Worldwide Auctioneer said it sold a 1934 Auburn 12 salon cabriolet for $473,000 at Auburn's other weekend car sale.

Meanwhile, the former owner of the car auction is selling off some of its holdings to pay off debt.

An unused auto museum building owned by the Dean Kruse Foundation in Auburn was sold during an auction Sunday for $995,000 to a classic car collector.
Buyer DeWayne Keiper, a Sioux Falls, S.D., businessman, said he has numerous collector cars and much memorabilia he plans to display at the museum.
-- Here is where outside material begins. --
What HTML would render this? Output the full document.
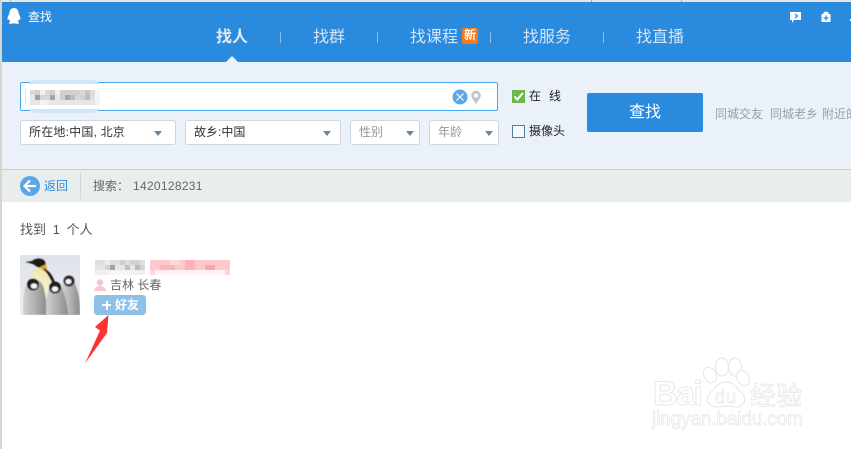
<!DOCTYPE html>
<html><head><meta charset="utf-8"><style>
html,body{margin:0;padding:0;background:#fff}
body{position:relative;width:851px;height:449px;overflow:hidden;font-family:"Liberation Sans","Noto Sans CJK SC",sans-serif;font-size:12px;color:#333}
.a{position:absolute;white-space:nowrap}
.nav{top:27px;height:22px;line-height:22px;font-size:16px;color:#d3e5f7}
.sep{top:32px;width:1px;height:11px;background:#8dbfec}
.sel{height:23px;background:#fff;border:1px solid #cfd6df;border-radius:3px;line-height:23px;box-sizing:content-box;color:#333}
.sel span{position:absolute;left:8px;top:0}
.sel i{position:absolute;top:10px;width:0;height:0;border-left:4px solid transparent;border-right:4px solid transparent;border-top:5px solid #5f87a6}
</style></head><body>
<div class="a" style="left:0;top:0;width:851px;height:2px;background:#e8e6e0"></div>
<div class="a" style="left:10px;top:0;width:1px;height:2px;background:#bbb"></div>
<div class="a" style="left:591px;top:0;width:1px;height:2px;background:#aaa"></div>
<div class="a" style="left:681px;top:0;width:1px;height:2px;background:#aaa"></div>
<div class="a" style="left:0;top:0;width:2px;height:449px;background:#d6d6cf"></div>
<div class="a" style="left:2px;top:2px;width:849px;height:60px;background:#2a8ade"></div>
<div class="a" style="left:2px;top:62px;width:849px;height:107px;background:#ebf1f9"></div>
<div class="a" style="left:2px;top:169px;width:849px;height:1px;background:#cbcdce"></div>
<div class="a" style="left:2px;top:170px;width:849px;height:32px;background:#e9edee"></div>

<svg class="a" style="left:6px;top:7px" width="16" height="18" viewBox="0 0 16 18"><path d="M8 1C4.800 1 3.400 3.500 3.400 6.500C2.500 8 1.500 10 1.500 12C1.500 13 2.200 13 3 12.300C3.300 13.300 3.800 14 4.300 14.500C3.300 15 2.800 15.500 3 16.300C3.500 17 6 17 8 16.300C10 17 12.500 17 13 16.300C13.200 15.500 12.700 15 11.700 14.500C12.200 14 12.700 13.300 13 12.300C13.800 13 14.500 13 14.500 12C14.500 10 13.500 8 12.600 6.500C12.600 3.500 11.200 1 8 1Z" fill="#fff"/></svg>
<div class="a" style="left:28px;top:9px;font-size:12px;line-height:16px;color:#fff">查找</div>

<div class="a nav" style="left:216px;color:#dfeaf5;font-weight:bold">找人</div>
<div class="a sep" style="left:280px"></div>
<div class="a nav" style="left:313px">找群</div>
<div class="a sep" style="left:377px"></div>
<div class="a nav" style="left:410px">找课程</div>
<div class="a" style="left:462px;top:28px;width:16px;height:16px;background:#f47a1c;border-radius:2px;color:#fff;font-size:12px;line-height:15px;text-align:center;font-weight:bold">新</div>
<div class="a sep" style="left:490px"></div>
<div class="a nav" style="left:523px">找服务</div>
<div class="a sep" style="left:603px"></div>
<div class="a nav" style="left:636px">找直播</div>
<div class="a" style="left:226px;top:56px;width:0;height:0;border-left:6px solid transparent;border-right:6px solid transparent;border-bottom:6px solid #ebf1f9"></div>

<svg class="a" style="left:789px;top:11px" width="14" height="13" viewBox="0 0 14 13"><path d="M1 1H12V9H5L3 12V9H1Z" fill="#fff"/><path d="M6 3L8.500 5L6 7" fill="none" stroke="#2a8ade" stroke-width="1.200"/></svg>
<svg class="a" style="left:820px;top:11px" width="12" height="12" viewBox="0 0 12 12"><path d="M3.500 3V2Q3.500 .8 5 .8H7Q8.500 .8 8.500 2V3H10.500V11H1.500V3Z" fill="#fff"/><path d="M6 4.500V9.500M3.500 7H8.500" stroke="#2a8ade" stroke-width="1.300"/></svg>
<div class="a" style="left:850px;top:19px;width:1px;height:2px;background:#fff"></div>

<!-- search input -->
<div class="a" style="left:20px;top:82px;width:476px;height:27px;background:#fff;border:1px solid #46a6ee;border-radius:2px"></div>
<div class="a" style="left:25px;top:80px;width:78px;height:33px;background:#cfe5f8;border-radius:12px"></div>
<div class="a" style="left:26px;top:84px;width:80px;height:25px;background:#fff"></div>
<svg class="a" style="left:30px;top:90px" width="70" height="15" viewBox="0 0 14 3" shape-rendering="crispEdges">
<g fill="#d8d8d8"><rect x="0" y="0" width="1" height="1"/><rect x="3" y="0" width="1" height="1"/><rect x="6" y="0" width="4" height="1" fill="#d0d0d0"/><rect x="10" y="0" width="1" height="1"/></g>
<rect x="1" y="0" width="1" height="1" fill="#d0d0d0"/><rect x="2" y="0" width="1" height="1" fill="#f0f0f0"/><rect x="4" y="0" width="1" height="1" fill="#cfcfcf"/><rect x="5" y="0" width="1" height="1" fill="#f0f0f0"/><rect x="11" y="0" width="1" height="1" fill="#c6c6c6"/><rect x="12" y="0" width="1" height="1" fill="#dcdcdc"/><rect x="13" y="0" width="1" height="1" fill="#f5f5f5"/>
<rect x="0" y="1" width="1" height="1" fill="#e8e8e8"/><rect x="1" y="1" width="1" height="1" fill="#a0a0a0"/><rect x="2" y="1" width="1" height="1" fill="#d5d5d5"/><rect x="3" y="1" width="1" height="1" fill="#d8d8d8"/><rect x="4" y="1" width="1" height="1" fill="#a6a6a6"/><rect x="5" y="1" width="1" height="1" fill="#e8e8e8"/><rect x="6" y="1" width="1" height="1" fill="#d0d0d0"/><rect x="7" y="1" width="1" height="1" fill="#a8a8a8"/><rect x="8" y="1" width="1" height="1" fill="#bcbcbc"/><rect x="9" y="1" width="1" height="1" fill="#d8d8d8"/><rect x="10" y="1" width="1" height="1" fill="#d0d0d0"/><rect x="11" y="1" width="1" height="1" fill="#bbb"/><rect x="12" y="1" width="1" height="1" fill="#dedede"/><rect x="13" y="1" width="1" height="1" fill="#f3f3f3"/>
<rect x="0" y="2" width="14" height="1" fill="#e6e6e6"/><rect x="2" y="2" width="1" height="1" fill="#f4f4f4"/><rect x="3" y="2" width="1" height="1" fill="#eee"/><rect x="13" y="2" width="1" height="1" fill="#f0f0f0"/>
</svg>
<svg class="a" style="left:452px;top:89px" width="16" height="16" viewBox="0 0 16 16"><circle cx="8" cy="8" r="7.500" fill="#5ba6e6"/><path d="M4.500 4.500L11.500 11.500M11.500 4.500L4.500 11.500" stroke="#fff" stroke-width="1.100"/></svg>
<svg class="a" style="left:470px;top:90px" width="12" height="15" viewBox="0 0 12 15"><path d="M6 14L2.300 8.500A4.800 4.800 0 1 1 9.700 8.500Z" fill="#bcc8cf"/><circle cx="6" cy="5.500" r="2" fill="#fff"/></svg>

<!-- selects -->
<div class="a sel" style="left:20px;top:120px;width:154px"><span style="letter-spacing:.2px">所在地:中国, 北京</span><i style="left:133px"></i></div>
<div class="a sel" style="left:185px;top:120px;width:154px"><span>故乡:中国</span><i style="left:137px"></i></div>
<div class="a sel" style="left:350px;top:120px;width:68px"><span style="color:#999">性别</span><i style="left:55px"></i></div>
<div class="a sel" style="left:429px;top:120px;width:68px"><span style="color:#999">年龄</span><i style="left:55px"></i></div>

<!-- checkboxes -->
<svg class="a" style="left:512px;top:90px" width="13" height="13" viewBox="0 0 13 13"><rect width="13" height="13" fill="#6fb64a"/><path d="M2.500 6.500L5.300 9.500L10.800 3" fill="none" stroke="#fff" stroke-width="2"/></svg>
<div class="a" style="left:529px;top:88px;line-height:16px;color:#222">在</div>
<div class="a" style="left:549px;top:88px;line-height:16px;color:#222">线</div>
<div class="a" style="left:512px;top:125px;width:11px;height:11px;background:#f5f8fc;border:1px solid #4b7ea5"></div>
<div class="a" style="left:529px;top:123px;line-height:16px;color:#222">摄像头</div>

<div class="a" style="left:587px;top:93px;width:116px;height:39px;background:#2a8ade;border-radius:2px;color:#fff;font-size:16px;line-height:39px;text-align:center">查找</div>
<div class="a" style="left:715px;top:106px;line-height:16px;color:#9a9fa5">同城交友</div>
<div class="a" style="left:770px;top:106px;line-height:16px;color:#9a9fa5">同城老乡</div>
<div class="a" style="left:822px;top:106px;line-height:16px;color:#9a9fa5">附近的人</div>

<!-- bar -->
<svg class="a" style="left:20px;top:176px" width="20" height="20" viewBox="0 0 20 20"><circle cx="10" cy="10" r="10" fill="#5ba6e6"/><path d="M10 4.500L4.500 10L10 15.500M5 10H16" fill="none" stroke="#fff" stroke-width="2.200"/></svg>
<div class="a" style="left:44px;top:178px;line-height:16px;color:#2a8ade">返回</div>
<div class="a" style="left:80px;top:173px;width:1px;height:26px;background:#d2d5d6"></div>
<div class="a" style="left:93px;top:178px;line-height:16px;color:#666">搜索：</div>
<div class="a" style="left:133px;top:178px;line-height:16px;color:#666;letter-spacing:.3px">1420128231</div>

<div class="a" style="left:20px;top:222px;line-height:16px;font-size:13px;word-spacing:3px;color:#555">找到 1 个人</div>

<!-- avatar -->
<svg class="a" style="left:20px;top:255px" width="60" height="60" viewBox="0 0 60 60">
<defs>
<filter id="b"><feGaussianBlur stdDeviation=".5"/></filter>
<linearGradient id="bg" x1="0" y1="0" x2="0" y2="1"><stop offset="0" stop-color="#e0e2ec"/><stop offset="1" stop-color="#eeeef2"/></linearGradient>
<linearGradient id="ch" x1="0" y1="0" x2="1" y2="0"><stop offset="0" stop-color="#d2d2d2"/><stop offset=".5" stop-color="#b0b0b0"/><stop offset="1" stop-color="#8a8a8a"/></linearGradient>
<linearGradient id="bd" x1="0" y1="0" x2="0" y2="1"><stop offset="0" stop-color="#f0e6a8"/><stop offset="1" stop-color="#f6f4e6"/></linearGradient>
</defs>
<rect width="60" height="60" fill="url(#bg)"/>
<g filter="url(#b)">
<ellipse cx="21" cy="28" rx="10.500" ry="17" fill="url(#bd)"/>
<path d="M5 7L12 6Q15 3.500 19 3.500Q25 4 25.500 8Q26 12 22 13Q17 13 14 9.500Q10 8 5 7Z" fill="#1f1c18"/>
<path d="M20 12L26 9L27 15L23 16Z" fill="#dca62c"/>
<path d="M24 13Q32 17 36 30L33 30Q29 20 24 15Z" fill="#1b1b1b"/>
<path d="M43 60Q41 36 43 27Q48 21 53 25Q60 36 60 58V60Z" fill="url(#ch)"/>
<path d="M3 60Q3 40 5 33Q8 24 15 24Q22 26 24 34Q27 46 27 60Z" fill="url(#ch)"/>
<path d="M26 60Q26 42 28 36Q31 27 36 27Q41 28 43 36Q47 46 48 60Z" fill="url(#ch)"/>
<circle cx="13" cy="29.500" r="6" fill="#1f1f22"/><ellipse cx="14" cy="31" rx="3.300" ry="2.600" fill="#f2f2f2"/>
<circle cx="35" cy="32.500" r="6" fill="#1f1f22"/><ellipse cx="35" cy="34" rx="3.300" ry="2.600" fill="#f2f2f2"/>
<circle cx="49" cy="26" r="5.500" fill="#26262a"/><ellipse cx="48.500" cy="26.500" rx="3" ry="2.600" fill="#f2f2f2"/>
</g></svg>

<!-- blurred name -->
<svg class="a" style="left:95px;top:260px" width="135" height="15" viewBox="0 0 27 3" shape-rendering="crispEdges">
<rect x="0" y="0" width="10" height="1" fill="#dedede"/><rect x="2" y="0" width="1" height="1" fill="#eee"/><rect x="5" y="0" width="1" height="1" fill="#d0d0d0"/><rect x="7" y="0" width="2" height="1" fill="#d2d2d2"/>
<rect x="0" y="1" width="10" height="1" fill="#e6e6e6"/><rect x="3" y="1" width="1" height="1" fill="#a3a3a3"/><rect x="2" y="1" width="1" height="1" fill="#d5d5d5"/><rect x="6" y="1" width="1" height="1" fill="#c0c0c0"/><rect x="8" y="1" width="1" height="1" fill="#bbb"/><rect x="9" y="1" width="1" height="1" fill="#d5d5d5"/>
<rect x="0" y="2" width="10" height="1" fill="#f0f0f0"/><rect x="3" y="2" width="4" height="1" fill="#f7f7f7"/>
<rect x="11" y="0" width="16" height="2" fill="#fdc9cc"/><rect x="13" y="1" width="3" height="1" fill="#fdb4b9"/><rect x="15" y="0" width="2" height="1" fill="#fdd8da"/><rect x="18" y="0" width="2" height="2" fill="#fcb2b7"/><rect x="22" y="1" width="2" height="1" fill="#fea5aa"/><rect x="11" y="2" width="16" height="1" fill="#fff2f3"/><rect x="11" y="2" width="1" height="1" fill="#fdd5d8"/><rect x="26" y="2" width="1" height="1" fill="#fdd5d8"/>
</svg>

<svg class="a" style="left:94px;top:279px" width="12" height="12" viewBox="0 0 12 12"><circle cx="6" cy="3.500" r="3.200" fill="#f6c6c8"/><path d="M0 12Q1 7 6 7Q11 7 12 12Z" fill="#f6c6c8"/></svg>
<div class="a" style="left:110px;top:278px;line-height:15px;color:#666">吉林 长春</div>

<div class="a" style="left:94px;top:295px;width:52px;height:20px;background:#8fc0e8;border-radius:3px"></div>
<div class="a" style="left:102px;top:304px;width:9px;height:2px;background:#fff"></div>
<div class="a" style="left:105.500px;top:300.500px;width:2px;height:9px;background:#fff"></div>
<div class="a" style="left:115px;top:297px;line-height:16px;color:#fff;font-weight:bold">好友</div>

<svg class="a" style="left:84px;top:315px" width="26" height="50" viewBox="0 0 26 50"><path d="M24.500 0L11 12L16 15.500L1 48.500L23 18Z" fill="#fb3333"/></svg>

<!-- watermark -->
<svg class="a" style="left:650px;top:355px" width="160" height="80" viewBox="0 0 160 80">
<g fill="#fff" stroke="#e9e9e9" stroke-width="1.200">
<ellipse cx="60" cy="20" rx="6" ry="8" transform="rotate(-30 60 20)"/>
<ellipse cx="72" cy="12" rx="6.500" ry="9"/>
<ellipse cx="85" cy="12" rx="6.500" ry="9"/>
<ellipse cx="93" cy="23" rx="6" ry="8" transform="rotate(-25 93 23)"/>
<path d="M76 27C68 27 67 32 61 37C54 43 58 52 67 52C71 52 73 51 76 51C79 51 82 52 86 52C95 52 98 43 91 37C85 32 84 27 76 27Z"/>
</g>
<text x="3" y="50" font-family="Liberation Sans" font-size="34" font-weight="bold" fill="#fff" stroke="#e9e9e9" stroke-width="1" textLength="50">Bai</text>
<text x="65" y="48" font-family="Liberation Sans" font-size="18" fill="#fff" stroke="#e6e6e6" stroke-width=".7" textLength="21">du</text>
<text x="100" y="50" font-family="Noto Sans CJK SC" font-size="26" fill="#fff" stroke="#e6e6e6" stroke-width=".8">经验</text>
<text x="2" y="70" font-family="Liberation Sans" font-size="19" fill="#fff" stroke="#e6e6e6" stroke-width=".7" textLength="151">jingyan.baidu.com</text>
</svg>
</body></html>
He also plans to use the building as a sales showroom.

Money from the sale will go toward the $2.9 million the Kruse Foundation owes for what had been planned as a museum for the memorabilia of auto racing icon Andy Granatelli.

The foundation spent $3.1 million to build the 22,500-square-foot museum building in 2009 before Granatelli decided he’d rather have a museum closer to Indianapolis.

The building was put up for sale under an agreement to keep open a neighboring military museum that faced foreclosure.

"The location, it's really got a car feel that carries the whole theme with what I'm doing," Keiper told WPTA-TV of Fort Wayne. "There's a lot of synergies I think can be created with the museum. There's nine museums in the area so I think that will work out really well."

Keiper told The Star of Auburn that he had traveled there to bid on a 1933 Buick at Auburn Auction Park but didn't win that auction.

Keiper said he expected it would take about six months to establish his collector-car dealership in the city about 20 miles north of Fort Wayne.
Dean Kruse said he had hoped the building would sell for $1.5 million or more. A second auction is planned for November, when Kruse expects the foundation will sell some vehicles from the military museum to help pay off the debt.

Kruse hosted classic car auctions each Labor Day for nearly four decades in Auburn that drew tens of thousands of visitors. But Kruse lost his state auctioneer's license two years ago after being sued repeatedly in recent years for business practices that include not releasing money to vehicle consigners or vehicle titles to purchasers.

The military museum opened in 2003 after Kruse bought the inventory of a closing World War II museum in Belgium and shipped it to Auburn.